How to Make Your Home More Comfortable While Studying Abroad
The gap between where you expected to live as an international student and where you actually end up is one of the most consistent sources of early stress for Nigerian students abroad. This is mostly a function of expectation — not of the accommodation itself — and the gap closes sharply with the right preparation.
Understanding What International Student Accommodation Actually Is
University halls of residence (UK) or dormitories (US) are almost universally smaller than students from Nigerian middle-class homes expect. A standard UK student room is typically 12-16 square metres — about the size of a large Nigerian bathroom. It has a bed, a desk, a wardrobe, and a small shelf. The bathroom is usually shared with several other students on the corridor, or en-suite but compact. This is normal, expected, and temporary.
The value of first-year university accommodation is not the space — it is the proximity to campus, the inclusion of utilities in the fee, the social infrastructure of other students in the same building, and the support of a residence team if something goes wrong. Nigerian students who move off-campus immediately to save money frequently discover that the social cost — particularly in the first semester, when you are still forming friendships and learning campus rhythms — outweighs the financial saving.
Booking: The Timeline That Actually Matters
UK universities: most allocate accommodation on a first-come, first-served basis after you accept your offer (firm or insurance choice). Accept your place on UCAS as early as possible after receiving your offers — do not wait until the deadline. The best rooms go within days of the allocation opening for international students, typically in June for September entry.
US universities: on-campus housing is typically guaranteed for first-year international students at most universities, but you must submit your housing application by the specified deadline — usually May or June for September entry. Missing this deadline at some universities means off-campus housing only, which requires you to find and secure accommodation remotely, which is significantly more difficult.
Canada: the situation varies sharply by institution.

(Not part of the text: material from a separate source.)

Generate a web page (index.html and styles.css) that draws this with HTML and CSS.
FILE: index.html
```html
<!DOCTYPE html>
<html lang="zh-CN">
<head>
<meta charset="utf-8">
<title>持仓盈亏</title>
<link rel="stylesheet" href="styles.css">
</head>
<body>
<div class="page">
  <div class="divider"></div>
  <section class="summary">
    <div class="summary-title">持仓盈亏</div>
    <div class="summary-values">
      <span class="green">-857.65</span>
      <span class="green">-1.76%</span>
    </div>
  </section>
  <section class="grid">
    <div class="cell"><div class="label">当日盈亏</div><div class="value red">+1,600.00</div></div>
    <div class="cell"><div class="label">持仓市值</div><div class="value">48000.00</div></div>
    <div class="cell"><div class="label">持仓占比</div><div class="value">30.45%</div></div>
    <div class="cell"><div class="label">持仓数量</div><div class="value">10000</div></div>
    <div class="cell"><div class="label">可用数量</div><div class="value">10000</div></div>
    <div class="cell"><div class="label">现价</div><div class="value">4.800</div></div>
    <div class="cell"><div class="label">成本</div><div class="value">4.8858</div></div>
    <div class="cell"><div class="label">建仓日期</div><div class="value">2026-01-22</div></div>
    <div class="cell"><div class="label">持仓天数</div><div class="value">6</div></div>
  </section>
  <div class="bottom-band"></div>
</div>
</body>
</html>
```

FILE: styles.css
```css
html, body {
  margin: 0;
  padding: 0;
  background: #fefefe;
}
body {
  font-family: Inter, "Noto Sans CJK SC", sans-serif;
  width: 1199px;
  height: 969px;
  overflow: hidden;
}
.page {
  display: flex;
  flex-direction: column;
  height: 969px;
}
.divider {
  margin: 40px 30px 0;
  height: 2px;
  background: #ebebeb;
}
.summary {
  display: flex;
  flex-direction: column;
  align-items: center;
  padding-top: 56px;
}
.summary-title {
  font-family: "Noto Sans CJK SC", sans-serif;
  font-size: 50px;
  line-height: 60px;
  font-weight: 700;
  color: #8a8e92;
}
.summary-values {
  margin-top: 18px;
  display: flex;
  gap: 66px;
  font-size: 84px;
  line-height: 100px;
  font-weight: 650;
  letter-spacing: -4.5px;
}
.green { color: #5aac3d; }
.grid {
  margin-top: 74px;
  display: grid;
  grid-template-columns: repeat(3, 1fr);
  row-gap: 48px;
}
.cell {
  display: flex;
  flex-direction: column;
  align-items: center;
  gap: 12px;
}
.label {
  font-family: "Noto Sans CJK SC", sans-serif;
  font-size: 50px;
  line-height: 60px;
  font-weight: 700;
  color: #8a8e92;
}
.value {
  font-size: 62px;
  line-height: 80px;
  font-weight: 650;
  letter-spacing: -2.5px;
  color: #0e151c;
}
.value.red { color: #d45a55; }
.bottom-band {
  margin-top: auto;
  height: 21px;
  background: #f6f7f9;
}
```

University of Toronto guarantees first-year housing at the St. George campus. McGill offers guaranteed housing if you apply early. UBC's waitlist for on-campus housing is notoriously long. Research your specific institution's housing guarantee policy before accepting an offer, not after.
Settling In: The First Four Weeks
The first month is psychologically the hardest, regardless of how much you were looking forward to going abroad. This is well-documented among international students globally and has nothing to do with whether you are a strong or weak person. The combination of unfamiliar food, unfamiliar social norms, unfamiliar climate, unfamiliar academic expectations, and absence of family creates a period of adjustment that most students underestimate.

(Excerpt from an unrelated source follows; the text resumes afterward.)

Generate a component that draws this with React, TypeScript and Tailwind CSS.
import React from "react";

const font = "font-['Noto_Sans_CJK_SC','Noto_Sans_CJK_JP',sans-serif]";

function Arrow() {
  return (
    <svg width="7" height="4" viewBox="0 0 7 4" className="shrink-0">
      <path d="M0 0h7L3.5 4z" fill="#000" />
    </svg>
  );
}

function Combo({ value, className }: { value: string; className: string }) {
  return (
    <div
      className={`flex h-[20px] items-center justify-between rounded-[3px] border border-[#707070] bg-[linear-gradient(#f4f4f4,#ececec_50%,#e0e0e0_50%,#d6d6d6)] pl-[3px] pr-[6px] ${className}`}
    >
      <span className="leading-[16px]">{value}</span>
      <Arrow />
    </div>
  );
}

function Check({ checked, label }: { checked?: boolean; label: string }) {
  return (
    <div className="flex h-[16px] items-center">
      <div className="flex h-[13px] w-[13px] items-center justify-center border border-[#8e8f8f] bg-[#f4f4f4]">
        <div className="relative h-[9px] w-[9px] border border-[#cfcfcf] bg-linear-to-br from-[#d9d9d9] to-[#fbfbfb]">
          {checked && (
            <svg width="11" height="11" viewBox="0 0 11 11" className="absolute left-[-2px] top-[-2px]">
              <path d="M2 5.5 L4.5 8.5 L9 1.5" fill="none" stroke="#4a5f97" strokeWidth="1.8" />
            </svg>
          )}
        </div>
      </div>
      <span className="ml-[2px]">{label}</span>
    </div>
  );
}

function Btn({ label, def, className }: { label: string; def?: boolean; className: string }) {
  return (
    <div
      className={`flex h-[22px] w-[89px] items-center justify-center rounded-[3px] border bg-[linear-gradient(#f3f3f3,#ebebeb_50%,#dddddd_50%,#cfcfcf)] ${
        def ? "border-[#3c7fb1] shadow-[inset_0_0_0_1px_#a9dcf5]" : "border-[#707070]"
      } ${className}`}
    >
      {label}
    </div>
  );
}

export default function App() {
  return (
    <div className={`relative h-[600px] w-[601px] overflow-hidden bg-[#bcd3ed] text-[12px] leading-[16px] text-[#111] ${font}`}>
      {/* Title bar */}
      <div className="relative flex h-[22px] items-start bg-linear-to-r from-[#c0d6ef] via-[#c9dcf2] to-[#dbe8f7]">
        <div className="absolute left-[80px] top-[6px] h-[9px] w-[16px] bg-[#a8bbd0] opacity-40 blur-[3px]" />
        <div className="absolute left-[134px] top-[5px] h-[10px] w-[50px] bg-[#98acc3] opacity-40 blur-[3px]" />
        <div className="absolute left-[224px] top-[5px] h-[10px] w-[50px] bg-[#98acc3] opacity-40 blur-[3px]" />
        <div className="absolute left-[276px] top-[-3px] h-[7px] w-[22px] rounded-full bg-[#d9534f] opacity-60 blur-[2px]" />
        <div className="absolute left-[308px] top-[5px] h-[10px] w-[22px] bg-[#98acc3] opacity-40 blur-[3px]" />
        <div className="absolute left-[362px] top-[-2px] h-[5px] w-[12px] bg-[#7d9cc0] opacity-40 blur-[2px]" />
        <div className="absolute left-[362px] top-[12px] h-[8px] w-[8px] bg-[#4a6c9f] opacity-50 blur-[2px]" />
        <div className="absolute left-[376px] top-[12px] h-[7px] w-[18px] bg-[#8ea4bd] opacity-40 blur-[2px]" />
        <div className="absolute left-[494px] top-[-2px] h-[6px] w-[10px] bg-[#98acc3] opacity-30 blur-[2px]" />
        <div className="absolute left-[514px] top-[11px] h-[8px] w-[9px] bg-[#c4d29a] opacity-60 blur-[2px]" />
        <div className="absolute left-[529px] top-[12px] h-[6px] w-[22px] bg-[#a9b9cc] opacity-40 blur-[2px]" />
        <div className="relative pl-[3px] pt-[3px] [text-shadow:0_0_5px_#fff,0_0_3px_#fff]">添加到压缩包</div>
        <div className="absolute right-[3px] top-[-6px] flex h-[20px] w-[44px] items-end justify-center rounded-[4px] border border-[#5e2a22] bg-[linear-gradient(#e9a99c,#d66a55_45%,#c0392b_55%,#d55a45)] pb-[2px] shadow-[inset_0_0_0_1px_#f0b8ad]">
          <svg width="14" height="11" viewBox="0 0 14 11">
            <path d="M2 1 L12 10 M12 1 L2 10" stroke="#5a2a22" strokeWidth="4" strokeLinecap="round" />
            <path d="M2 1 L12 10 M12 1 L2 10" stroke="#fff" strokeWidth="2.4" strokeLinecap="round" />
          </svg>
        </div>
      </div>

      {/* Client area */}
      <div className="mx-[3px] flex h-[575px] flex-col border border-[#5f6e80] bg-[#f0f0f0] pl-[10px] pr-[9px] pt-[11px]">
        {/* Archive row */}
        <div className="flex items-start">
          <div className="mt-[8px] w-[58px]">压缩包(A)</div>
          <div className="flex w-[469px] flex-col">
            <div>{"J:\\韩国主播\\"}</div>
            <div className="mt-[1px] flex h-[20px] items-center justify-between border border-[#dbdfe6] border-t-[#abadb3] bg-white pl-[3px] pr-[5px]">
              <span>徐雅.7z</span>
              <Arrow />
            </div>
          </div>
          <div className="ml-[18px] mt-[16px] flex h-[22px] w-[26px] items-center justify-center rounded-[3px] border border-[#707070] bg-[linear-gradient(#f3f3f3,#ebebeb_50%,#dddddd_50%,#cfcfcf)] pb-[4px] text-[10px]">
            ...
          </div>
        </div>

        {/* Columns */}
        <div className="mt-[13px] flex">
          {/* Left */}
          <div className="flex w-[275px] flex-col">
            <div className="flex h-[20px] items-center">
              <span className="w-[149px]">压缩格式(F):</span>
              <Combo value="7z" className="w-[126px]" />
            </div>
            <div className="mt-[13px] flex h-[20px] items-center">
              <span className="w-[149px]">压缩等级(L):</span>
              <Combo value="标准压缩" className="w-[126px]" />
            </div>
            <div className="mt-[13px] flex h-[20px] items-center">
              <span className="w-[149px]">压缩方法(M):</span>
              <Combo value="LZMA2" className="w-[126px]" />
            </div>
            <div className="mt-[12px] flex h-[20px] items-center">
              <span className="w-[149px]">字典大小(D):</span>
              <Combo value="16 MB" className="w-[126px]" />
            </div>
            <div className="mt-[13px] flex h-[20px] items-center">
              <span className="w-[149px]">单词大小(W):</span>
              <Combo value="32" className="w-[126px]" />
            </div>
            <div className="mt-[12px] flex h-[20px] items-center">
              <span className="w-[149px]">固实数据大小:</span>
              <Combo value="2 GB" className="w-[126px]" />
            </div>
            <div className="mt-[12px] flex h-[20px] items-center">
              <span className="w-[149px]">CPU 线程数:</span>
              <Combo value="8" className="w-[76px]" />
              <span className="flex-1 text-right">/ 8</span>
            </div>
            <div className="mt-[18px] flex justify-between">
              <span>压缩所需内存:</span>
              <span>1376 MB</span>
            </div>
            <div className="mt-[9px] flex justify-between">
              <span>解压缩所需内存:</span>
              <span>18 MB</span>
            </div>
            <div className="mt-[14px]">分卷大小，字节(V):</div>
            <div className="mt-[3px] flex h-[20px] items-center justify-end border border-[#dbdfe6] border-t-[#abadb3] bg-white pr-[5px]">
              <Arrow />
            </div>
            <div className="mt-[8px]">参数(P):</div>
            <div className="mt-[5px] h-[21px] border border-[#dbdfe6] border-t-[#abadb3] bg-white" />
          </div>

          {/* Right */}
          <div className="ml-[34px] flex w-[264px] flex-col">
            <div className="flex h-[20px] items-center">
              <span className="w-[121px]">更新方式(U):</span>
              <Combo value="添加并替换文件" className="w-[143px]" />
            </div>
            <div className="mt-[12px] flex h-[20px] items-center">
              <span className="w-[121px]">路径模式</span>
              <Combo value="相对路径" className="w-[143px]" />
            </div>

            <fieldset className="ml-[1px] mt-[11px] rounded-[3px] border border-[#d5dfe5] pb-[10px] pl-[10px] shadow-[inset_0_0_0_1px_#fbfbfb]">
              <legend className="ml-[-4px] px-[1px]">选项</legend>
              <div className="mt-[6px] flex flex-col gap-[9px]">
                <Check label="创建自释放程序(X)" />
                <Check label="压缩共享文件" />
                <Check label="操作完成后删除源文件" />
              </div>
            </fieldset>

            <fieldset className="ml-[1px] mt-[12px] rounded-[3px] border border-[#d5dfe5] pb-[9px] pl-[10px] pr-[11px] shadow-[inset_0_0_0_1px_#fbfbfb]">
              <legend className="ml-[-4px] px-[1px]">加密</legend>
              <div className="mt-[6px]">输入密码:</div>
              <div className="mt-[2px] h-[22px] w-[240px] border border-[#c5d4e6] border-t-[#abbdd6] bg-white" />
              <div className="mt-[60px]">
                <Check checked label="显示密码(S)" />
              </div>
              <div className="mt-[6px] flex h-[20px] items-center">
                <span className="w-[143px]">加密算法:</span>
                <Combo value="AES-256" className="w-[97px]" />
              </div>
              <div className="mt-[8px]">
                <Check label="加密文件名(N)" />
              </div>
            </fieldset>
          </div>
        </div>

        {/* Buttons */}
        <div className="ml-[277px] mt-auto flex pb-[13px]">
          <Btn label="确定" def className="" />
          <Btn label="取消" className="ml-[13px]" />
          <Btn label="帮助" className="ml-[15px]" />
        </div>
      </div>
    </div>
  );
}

The most effective strategies are: get out of your room consistently from day one (isolation makes it worse, not better), eat with other people even when you don't feel like it, find the Nigerian or West African student society on campus as early as possible (not to stay inside it indefinitely, but as a first source of cultural familiarity), and manage your communication with family at home consciously — speaking to parents daily can extend the adjustment period by keeping your emotional anchor in Nigeria rather than in your new environment.
Making the Space Feel Like Yours
A small rug, a kettle, familiar food items from a Nigerian grocery store (most UK and Canadian cities with significant Nigerian communities have them), and a few photographs are enough to make a 14-square-metre room feel noticeably different from a generic box. This sounds trivial until you are sitting in that room at 11pm in November with the heating on, eating indomie from a Nigerian store in Edmonton or Peckham, and realising you actually feel okay.
Cook when you can. University kitchens are usually shared and sometimes chaotic, but cooking familiar Nigerian food — even simplified versions — on weekends is one of the most consistent mood-improving strategies international students report. The act itself, and the smell, is grounding in a way that is difficult to explain until you experience it in that context.